Data shown |

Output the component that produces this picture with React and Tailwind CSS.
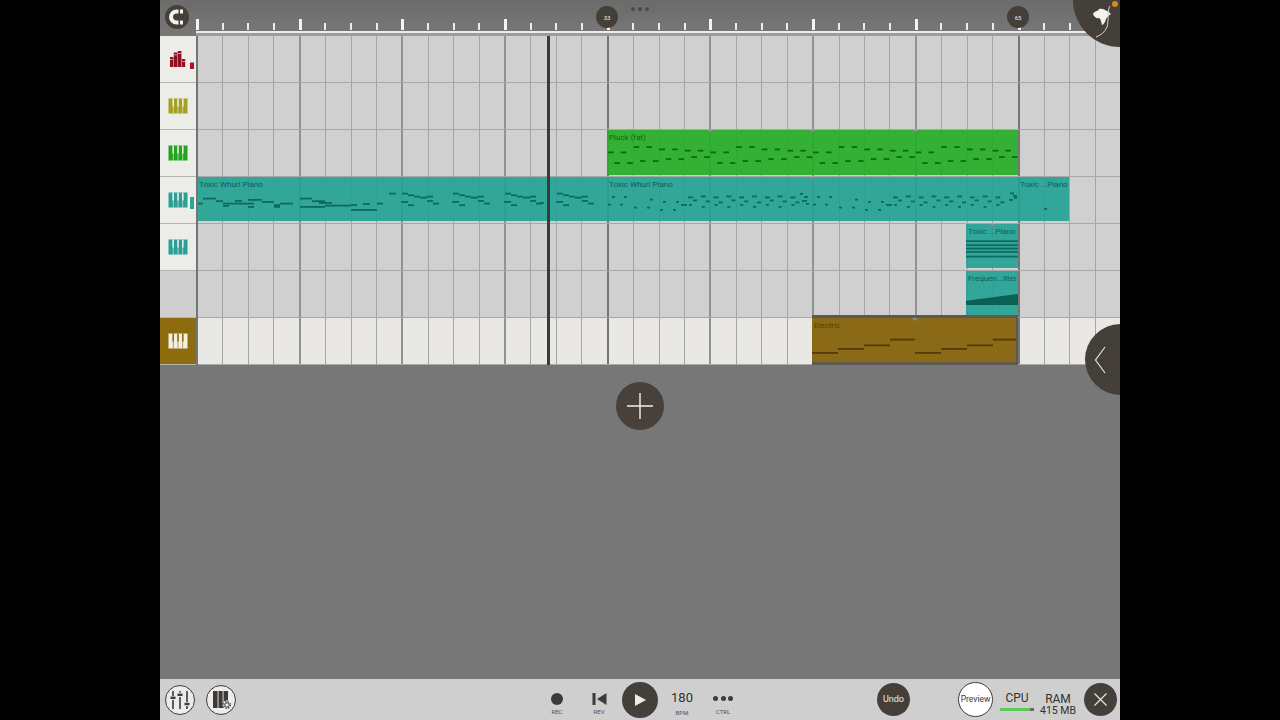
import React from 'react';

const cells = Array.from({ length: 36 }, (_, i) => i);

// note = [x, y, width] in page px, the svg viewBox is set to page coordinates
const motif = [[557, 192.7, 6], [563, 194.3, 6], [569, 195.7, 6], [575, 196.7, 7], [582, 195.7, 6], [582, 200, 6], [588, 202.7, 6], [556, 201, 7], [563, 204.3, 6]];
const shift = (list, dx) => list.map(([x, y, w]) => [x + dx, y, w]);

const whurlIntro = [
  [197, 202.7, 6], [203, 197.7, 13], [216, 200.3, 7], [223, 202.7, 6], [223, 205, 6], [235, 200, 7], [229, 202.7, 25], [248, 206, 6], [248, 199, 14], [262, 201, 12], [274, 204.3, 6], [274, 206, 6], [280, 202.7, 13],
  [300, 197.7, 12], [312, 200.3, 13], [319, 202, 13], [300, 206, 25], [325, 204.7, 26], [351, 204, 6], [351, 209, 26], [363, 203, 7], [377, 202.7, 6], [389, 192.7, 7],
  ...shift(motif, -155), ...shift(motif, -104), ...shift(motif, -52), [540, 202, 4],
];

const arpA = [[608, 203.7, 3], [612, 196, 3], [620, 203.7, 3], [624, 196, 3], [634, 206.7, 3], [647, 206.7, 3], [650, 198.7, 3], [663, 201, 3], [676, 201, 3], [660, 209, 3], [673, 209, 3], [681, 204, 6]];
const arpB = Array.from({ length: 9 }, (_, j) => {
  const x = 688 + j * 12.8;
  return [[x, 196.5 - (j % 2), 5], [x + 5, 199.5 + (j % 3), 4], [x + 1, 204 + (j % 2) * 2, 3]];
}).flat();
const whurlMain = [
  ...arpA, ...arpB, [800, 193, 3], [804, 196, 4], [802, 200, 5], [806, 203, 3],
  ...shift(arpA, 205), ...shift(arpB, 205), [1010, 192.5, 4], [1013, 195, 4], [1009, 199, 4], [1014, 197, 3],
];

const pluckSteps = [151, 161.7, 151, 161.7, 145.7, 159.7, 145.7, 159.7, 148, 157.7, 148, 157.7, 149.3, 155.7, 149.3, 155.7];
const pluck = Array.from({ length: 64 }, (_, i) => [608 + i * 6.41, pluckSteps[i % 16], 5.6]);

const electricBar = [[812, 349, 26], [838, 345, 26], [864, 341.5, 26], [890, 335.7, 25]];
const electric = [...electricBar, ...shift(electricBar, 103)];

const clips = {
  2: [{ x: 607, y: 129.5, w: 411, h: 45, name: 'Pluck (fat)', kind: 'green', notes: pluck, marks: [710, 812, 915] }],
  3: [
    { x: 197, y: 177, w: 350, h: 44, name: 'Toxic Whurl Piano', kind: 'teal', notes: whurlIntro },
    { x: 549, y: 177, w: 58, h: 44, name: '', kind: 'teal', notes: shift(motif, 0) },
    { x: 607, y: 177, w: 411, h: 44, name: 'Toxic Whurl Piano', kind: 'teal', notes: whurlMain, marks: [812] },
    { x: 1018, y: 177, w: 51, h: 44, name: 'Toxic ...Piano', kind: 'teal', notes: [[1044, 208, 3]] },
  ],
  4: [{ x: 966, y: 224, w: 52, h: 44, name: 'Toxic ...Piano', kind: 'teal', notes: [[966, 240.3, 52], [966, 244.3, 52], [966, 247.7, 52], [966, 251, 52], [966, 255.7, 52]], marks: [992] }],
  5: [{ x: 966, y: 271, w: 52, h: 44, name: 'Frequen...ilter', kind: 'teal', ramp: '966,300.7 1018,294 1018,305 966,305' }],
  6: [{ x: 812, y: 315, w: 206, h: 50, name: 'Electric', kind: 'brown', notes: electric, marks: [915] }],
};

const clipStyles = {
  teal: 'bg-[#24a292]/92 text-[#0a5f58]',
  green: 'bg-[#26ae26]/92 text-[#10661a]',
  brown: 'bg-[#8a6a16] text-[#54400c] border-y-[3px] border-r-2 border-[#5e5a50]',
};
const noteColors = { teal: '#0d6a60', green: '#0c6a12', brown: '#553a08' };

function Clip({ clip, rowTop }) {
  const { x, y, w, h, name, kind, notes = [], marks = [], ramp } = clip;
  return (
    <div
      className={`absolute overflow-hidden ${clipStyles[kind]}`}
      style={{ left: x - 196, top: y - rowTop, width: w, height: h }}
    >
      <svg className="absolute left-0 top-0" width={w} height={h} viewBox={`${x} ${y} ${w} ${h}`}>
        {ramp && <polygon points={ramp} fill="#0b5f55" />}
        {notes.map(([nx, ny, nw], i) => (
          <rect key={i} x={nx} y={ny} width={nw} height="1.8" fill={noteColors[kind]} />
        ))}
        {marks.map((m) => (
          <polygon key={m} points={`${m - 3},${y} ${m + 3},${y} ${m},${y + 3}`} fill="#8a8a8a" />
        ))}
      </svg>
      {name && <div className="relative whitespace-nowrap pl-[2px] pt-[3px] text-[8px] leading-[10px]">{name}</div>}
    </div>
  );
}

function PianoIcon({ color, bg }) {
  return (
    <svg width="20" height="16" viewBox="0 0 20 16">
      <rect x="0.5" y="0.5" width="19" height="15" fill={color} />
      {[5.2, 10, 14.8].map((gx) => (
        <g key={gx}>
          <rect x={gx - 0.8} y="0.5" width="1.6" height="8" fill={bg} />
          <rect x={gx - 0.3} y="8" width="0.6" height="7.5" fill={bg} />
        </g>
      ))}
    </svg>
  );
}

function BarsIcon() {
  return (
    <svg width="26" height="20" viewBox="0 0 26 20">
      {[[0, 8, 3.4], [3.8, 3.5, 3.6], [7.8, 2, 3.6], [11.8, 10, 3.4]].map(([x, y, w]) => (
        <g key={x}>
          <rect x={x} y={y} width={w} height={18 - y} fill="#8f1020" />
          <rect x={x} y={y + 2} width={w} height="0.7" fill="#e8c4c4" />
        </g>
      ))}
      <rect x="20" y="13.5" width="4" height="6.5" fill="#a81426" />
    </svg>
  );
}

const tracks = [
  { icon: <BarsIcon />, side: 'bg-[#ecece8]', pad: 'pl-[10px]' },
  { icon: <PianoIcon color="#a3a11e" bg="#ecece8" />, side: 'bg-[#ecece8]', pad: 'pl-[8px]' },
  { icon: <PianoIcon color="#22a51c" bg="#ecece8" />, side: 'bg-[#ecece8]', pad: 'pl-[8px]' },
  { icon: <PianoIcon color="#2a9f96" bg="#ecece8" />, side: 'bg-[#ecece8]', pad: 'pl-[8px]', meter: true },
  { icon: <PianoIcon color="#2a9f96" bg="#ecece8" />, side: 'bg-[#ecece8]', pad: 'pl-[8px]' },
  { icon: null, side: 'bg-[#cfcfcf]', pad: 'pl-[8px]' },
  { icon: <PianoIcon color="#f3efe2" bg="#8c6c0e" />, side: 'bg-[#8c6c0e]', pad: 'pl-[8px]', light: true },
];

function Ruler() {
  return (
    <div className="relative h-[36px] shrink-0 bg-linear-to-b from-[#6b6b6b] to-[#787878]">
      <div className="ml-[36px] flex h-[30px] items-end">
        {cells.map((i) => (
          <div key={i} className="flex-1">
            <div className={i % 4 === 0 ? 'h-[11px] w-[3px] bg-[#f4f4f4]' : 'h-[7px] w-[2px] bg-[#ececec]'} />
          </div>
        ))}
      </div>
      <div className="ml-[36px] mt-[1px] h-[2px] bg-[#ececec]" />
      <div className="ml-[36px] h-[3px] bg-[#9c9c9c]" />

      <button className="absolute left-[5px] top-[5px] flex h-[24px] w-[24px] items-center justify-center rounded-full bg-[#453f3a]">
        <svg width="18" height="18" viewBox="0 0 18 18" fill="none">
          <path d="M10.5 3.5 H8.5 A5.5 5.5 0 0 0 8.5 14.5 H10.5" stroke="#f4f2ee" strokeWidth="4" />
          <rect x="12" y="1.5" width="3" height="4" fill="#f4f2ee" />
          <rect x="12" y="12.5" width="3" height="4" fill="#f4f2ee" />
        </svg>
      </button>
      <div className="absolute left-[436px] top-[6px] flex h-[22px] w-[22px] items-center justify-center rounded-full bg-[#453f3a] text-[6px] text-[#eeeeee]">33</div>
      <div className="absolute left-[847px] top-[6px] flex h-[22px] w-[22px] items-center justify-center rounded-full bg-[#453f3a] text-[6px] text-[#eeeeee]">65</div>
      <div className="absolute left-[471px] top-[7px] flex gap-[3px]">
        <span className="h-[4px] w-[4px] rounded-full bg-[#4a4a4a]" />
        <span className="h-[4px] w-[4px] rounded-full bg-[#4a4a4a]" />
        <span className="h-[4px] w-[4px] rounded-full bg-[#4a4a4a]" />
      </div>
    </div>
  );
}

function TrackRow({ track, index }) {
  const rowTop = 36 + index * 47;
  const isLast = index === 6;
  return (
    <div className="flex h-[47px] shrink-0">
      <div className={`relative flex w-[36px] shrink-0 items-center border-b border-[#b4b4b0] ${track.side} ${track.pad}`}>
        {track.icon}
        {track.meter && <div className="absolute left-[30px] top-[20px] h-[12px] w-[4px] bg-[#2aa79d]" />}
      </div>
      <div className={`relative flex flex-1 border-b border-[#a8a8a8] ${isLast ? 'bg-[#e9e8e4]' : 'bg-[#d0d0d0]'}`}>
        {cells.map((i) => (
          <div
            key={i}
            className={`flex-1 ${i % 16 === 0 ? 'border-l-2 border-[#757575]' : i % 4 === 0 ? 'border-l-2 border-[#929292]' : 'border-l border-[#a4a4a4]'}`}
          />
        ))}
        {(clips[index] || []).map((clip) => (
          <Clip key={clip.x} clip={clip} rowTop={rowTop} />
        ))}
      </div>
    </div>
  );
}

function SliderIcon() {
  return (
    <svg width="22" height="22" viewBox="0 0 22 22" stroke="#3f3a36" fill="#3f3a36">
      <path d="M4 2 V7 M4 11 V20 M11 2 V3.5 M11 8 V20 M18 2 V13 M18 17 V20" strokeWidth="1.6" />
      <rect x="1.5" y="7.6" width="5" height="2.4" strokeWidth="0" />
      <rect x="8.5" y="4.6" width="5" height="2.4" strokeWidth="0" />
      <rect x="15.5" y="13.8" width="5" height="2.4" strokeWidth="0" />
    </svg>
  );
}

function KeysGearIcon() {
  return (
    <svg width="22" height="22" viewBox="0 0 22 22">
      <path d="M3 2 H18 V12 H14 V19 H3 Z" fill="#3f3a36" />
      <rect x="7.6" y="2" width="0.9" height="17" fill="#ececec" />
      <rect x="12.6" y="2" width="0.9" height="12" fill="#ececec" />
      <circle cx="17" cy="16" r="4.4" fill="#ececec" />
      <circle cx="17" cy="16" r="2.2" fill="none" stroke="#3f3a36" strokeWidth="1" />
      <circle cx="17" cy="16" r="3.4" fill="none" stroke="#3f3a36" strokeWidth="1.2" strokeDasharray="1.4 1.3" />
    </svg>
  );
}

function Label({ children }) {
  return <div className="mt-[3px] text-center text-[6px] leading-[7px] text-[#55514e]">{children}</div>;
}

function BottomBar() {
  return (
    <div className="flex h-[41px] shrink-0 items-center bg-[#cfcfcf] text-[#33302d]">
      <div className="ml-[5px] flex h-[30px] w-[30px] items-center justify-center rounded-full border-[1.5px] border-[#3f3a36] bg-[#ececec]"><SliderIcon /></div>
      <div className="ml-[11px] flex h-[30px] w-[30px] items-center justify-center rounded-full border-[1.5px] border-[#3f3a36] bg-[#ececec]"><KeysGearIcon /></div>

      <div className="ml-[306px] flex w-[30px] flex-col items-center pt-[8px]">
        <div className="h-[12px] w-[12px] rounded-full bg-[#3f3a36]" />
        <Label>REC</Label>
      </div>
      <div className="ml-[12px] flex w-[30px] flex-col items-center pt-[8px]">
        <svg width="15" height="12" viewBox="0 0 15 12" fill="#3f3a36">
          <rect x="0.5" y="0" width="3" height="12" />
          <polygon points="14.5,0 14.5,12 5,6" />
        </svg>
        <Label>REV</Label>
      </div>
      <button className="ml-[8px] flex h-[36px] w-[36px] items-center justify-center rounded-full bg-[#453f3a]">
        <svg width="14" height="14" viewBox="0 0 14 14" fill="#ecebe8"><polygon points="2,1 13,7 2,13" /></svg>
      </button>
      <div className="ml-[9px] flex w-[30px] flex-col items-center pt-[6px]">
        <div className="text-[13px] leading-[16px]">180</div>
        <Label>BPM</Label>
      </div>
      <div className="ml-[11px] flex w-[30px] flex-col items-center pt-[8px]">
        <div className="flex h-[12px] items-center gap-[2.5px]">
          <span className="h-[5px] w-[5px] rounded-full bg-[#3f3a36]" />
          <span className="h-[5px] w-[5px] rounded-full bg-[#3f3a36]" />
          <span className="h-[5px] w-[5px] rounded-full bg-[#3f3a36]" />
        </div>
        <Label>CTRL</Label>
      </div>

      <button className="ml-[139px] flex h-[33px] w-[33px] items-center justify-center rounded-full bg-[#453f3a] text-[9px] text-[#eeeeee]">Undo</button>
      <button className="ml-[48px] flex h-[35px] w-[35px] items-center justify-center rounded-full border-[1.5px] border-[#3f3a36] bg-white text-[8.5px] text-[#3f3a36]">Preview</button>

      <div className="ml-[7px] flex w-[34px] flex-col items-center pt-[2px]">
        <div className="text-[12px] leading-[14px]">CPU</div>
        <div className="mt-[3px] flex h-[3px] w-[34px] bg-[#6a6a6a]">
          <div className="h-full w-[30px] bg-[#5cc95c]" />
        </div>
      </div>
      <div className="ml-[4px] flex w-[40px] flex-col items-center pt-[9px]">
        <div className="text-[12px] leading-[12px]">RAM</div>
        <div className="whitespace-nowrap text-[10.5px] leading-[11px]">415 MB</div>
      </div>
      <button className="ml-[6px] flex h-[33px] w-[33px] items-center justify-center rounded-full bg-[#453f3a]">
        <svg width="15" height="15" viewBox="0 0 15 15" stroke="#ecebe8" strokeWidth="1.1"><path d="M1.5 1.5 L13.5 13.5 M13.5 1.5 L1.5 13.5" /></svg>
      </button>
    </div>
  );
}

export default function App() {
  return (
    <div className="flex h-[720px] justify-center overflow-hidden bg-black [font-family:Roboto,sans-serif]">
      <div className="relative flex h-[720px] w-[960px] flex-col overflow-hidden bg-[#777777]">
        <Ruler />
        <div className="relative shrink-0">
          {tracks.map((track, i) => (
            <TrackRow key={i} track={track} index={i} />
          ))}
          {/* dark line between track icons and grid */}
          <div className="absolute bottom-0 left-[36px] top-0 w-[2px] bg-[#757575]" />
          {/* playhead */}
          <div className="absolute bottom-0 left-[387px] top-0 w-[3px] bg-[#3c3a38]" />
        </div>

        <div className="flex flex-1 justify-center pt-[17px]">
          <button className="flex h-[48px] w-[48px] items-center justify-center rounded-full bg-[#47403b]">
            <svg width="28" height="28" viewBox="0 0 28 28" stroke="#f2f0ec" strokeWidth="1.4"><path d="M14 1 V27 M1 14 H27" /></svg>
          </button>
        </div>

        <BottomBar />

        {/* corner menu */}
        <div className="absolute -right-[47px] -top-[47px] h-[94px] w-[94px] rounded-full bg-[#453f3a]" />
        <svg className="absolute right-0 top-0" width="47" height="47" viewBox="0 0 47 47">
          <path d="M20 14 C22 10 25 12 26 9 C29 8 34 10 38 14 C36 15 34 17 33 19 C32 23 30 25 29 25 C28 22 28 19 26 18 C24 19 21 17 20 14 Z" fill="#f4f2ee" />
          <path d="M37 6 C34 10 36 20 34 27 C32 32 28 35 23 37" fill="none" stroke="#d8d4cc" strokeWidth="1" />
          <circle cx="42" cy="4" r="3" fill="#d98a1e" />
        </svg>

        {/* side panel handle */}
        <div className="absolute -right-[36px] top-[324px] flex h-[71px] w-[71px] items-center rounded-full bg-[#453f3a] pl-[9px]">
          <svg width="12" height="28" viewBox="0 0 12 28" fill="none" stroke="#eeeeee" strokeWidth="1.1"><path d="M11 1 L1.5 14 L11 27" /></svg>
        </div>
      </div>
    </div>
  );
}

Exercise | Repeat the listing above up to and including the line with "pluckSteps[i % 16], 5.6]);", starting from its first line. Drop any pictures.

Answer to this problem |
Output the component that produces this picture with React and Tailwind CSS.
import React from 'react';

const cells = Array.from({ length: 36 }, (_, i) => i);

// note = [x, y, width] in page px, the svg viewBox is set to page coordinates
const motif = [[557, 192.7, 6], [563, 194.3, 6], [569, 195.7, 6], [575, 196.7, 7], [582, 195.7, 6], [582, 200, 6], [588, 202.7, 6], [556, 201, 7], [563, 204.3, 6]];
const shift = (list, dx) => list.map(([x, y, w]) => [x + dx, y, w]);

const whurlIntro = [
  [197, 202.7, 6], [203, 197.7, 13], [216, 200.3, 7], [223, 202.7, 6], [223, 205, 6], [235, 200, 7], [229, 202.7, 25], [248, 206, 6], [248, 199, 14], [262, 201, 12], [274, 204.3, 6], [274, 206, 6], [280, 202.7, 13],
  [300, 197.7, 12], [312, 200.3, 13], [319, 202, 13], [300, 206, 25], [325, 204.7, 26], [351, 204, 6], [351, 209, 26], [363, 203, 7], [377, 202.7, 6], [389, 192.7, 7],
  ...shift(motif, -155), ...shift(motif, -104), ...shift(motif, -52), [540, 202, 4],
];

const arpA = [[608, 203.7, 3], [612, 196, 3], [620, 203.7, 3], [624, 196, 3], [634, 206.7, 3], [647, 206.7, 3], [650, 198.7, 3], [663, 201, 3], [676, 201, 3], [660, 209, 3], [673, 209, 3], [681, 204, 6]];
const arpB = Array.from({ length: 9 }, (_, j) => {
  const x = 688 + j * 12.8;
  return [[x, 196.5 - (j % 2), 5], [x + 5, 199.5 + (j % 3), 4], [x + 1, 204 + (j % 2) * 2, 3]];
}).flat();
const whurlMain = [
  ...arpA, ...arpB, [800, 193, 3], [804, 196, 4], [802, 200, 5], [806, 203, 3],
  ...shift(arpA, 205), ...shift(arpB, 205), [1010, 192.5, 4], [1013, 195, 4], [1009, 199, 4], [1014, 197, 3],
];

const pluckSteps = [151, 161.7, 151, 161.7, 145.7, 159.7, 145.7, 159.7, 148, 157.7, 148, 157.7, 149.3, 155.7, 149.3, 155.7];
const pluck = Array.from({ length: 64 }, (_, i) => [608 + i * 6.41, pluckSteps[i % 16], 5.6]);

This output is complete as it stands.